Je suis quelque peu gêné lorsque vous considérez que c'est la vie, de l'état embryonnaire à la fin de vie, qui est concernée. À ma connaissance, pour la loi française, l'embryon n'est pas un être humain. Parler de l'embryon comme d'un être humain est donc en contradiction avec nos lois, ce qui est essentiel car, sans ces lois, des droits aussi fondamentaux que celui de l'accès à l'interruption de grossesse pourraient être remis en cause.

C'est là que la modeste boîte à outils que je vous propose a son importance, c'est-à-dire qu'aucune de ces libertés, si vous parvenez à la conclusion que chacune d'entre elles est une liberté, ne peut être mise en place sans l'accompagnement législatif et les garde-fous que vous lui donnerez.

Ceux-ci doivent porter sur la préservation des personnes âgées afin qu'elles échappent à la mort que leur promettraient des héritiers rapaces ou des gens qui les haïssent, etc. C'est donc votre rôle, non pas d'interdire ces libertés, mais de guider les citoyens pour qu'elles ne se transforment pas en asservissement ou en dictature.

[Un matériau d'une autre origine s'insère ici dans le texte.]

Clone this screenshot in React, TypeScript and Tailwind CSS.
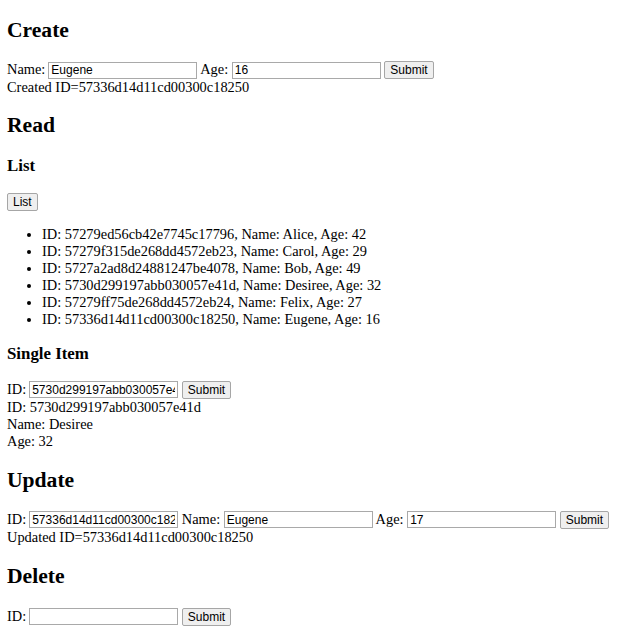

Il n'en est pas moins vrai que le mot feelings signifie aussi « sentiments » ; toutefois, dans les universités américaines, on utilise l'expression you hurt my feelings, on ne parle pas d'avis, mais véritablement de sentiments. Je suppose que la plupart d'entre vous ont entendu parler de ces dérives délirantes concernant les zones de confort dans les universités américaines. Elles constituent l'illustration absolue de la folie dans à laquelle peut mener cette hypertrophie du moi.

De la même façon que vous êtes passé de la vie à l'embryon, vous passez « clandestinement » du terme d'égalité à celui d'égalitarisme. Cela n'est pas la même chose, l'écart est comparable à celui qui sépare l'islam de l'islamisme : l'islam est une religion qui a toute sa place dans notre société, et 80 % et plus des fidèles le pratiquent « en bon père de famille », alors que l'islamisme constitue une utilisation radicale et politisée de ce corpus de foi pour en faire un instrument politique antidémocratique.

Le même rapport existe entre égalité et égalitarisme. La valeur d'une vie pourra-t-elle résister à la finalité offerte par les moyens mis à sa disposition ? demandez-vous. Je vous retourne la question, car c'est à vous, législateurs, qu'il revient d'être vigilants. Peut-on vivre dans un monde de défiance permanente dans lequel toutes les libertés devraient être limitées parce qu'elles pourraient être mal utilisées ? Dans le domaine de la fin de vie, il me semble que l'on n'a pas attendu la loi de bioéthique et ses révisions pour que, dans le secret des familles et le silence des chambres d'hôpital, des gestes d'aide au passage au trépas soient accomplis, et cela depuis toujours.

Il ne s'agit donc pas de refuser de voir, ni de faire comme si, mais simplement de s'assurer que les libertés qui continueront d'émanciper l'humanité sont réglées par des cadres pour lesquels nous vous avons élus ; c'est votre responsabilité.

À Mme Fajgeles qui m'a interrogé sur l'opportunité qu'il pourrait y avoir d'entendre les représentants des grandes religions, je répondrai que tout groupe humain mérite que la mission d'information l'entende, particulièrement lorsqu'il a une influence dans la société. Cela vaut pour les grandes religions, pour les athées ou d'autres types de groupes qui ne sont pas nécessairement religieux. La question est de savoir à quel moment écouter ces groupes pourrait former votre jugement ou pourrait, sous l'influence, le poids et l'insistance de ce que l'on appelle aujourd'hui des lobbies, se constituer en une défense d'éléments irrationnels.

Rien n'est plus légitime, mais ce qui ne devrait pas être et inquiète beaucoup le CLR est la constitution de groupes religieux institutionnalisés en marge des institutions de la République, qui deviendraient des sortes de think tanks permanents de la République. La question est celle-là, et non celle d'écouter ou pas ce que les gens ont à dire – je suppose que la mission reçoit les représentants des diverses religions, le grand rabbin de France, etc.

J'imagine par ailleurs, Madame, que c'est à dessein que vous avez parlé de débat théologico-politique ; ce débat à mes yeux est politique et non théologico-politique. Tout est là précisément : le débat n'est pas celui de la prise en compte d'opinions qui, même si elles sont très largement partagées, demeurent des vues de l'âme, des vues de l'esprit, avec tout le respect qui leur est dû, et qui auront beaucoup de mal à démontrer qu'elles fonctionnent autour de la raison – ce qu'à certains égards elles refusent en grande partie.

Il ne peut donc, selon moi, y avoir de débat théologico-politique ; il peut en revanche y avoir un débat politique, même informé par des opinions théologiques ou par des discours scientifiques.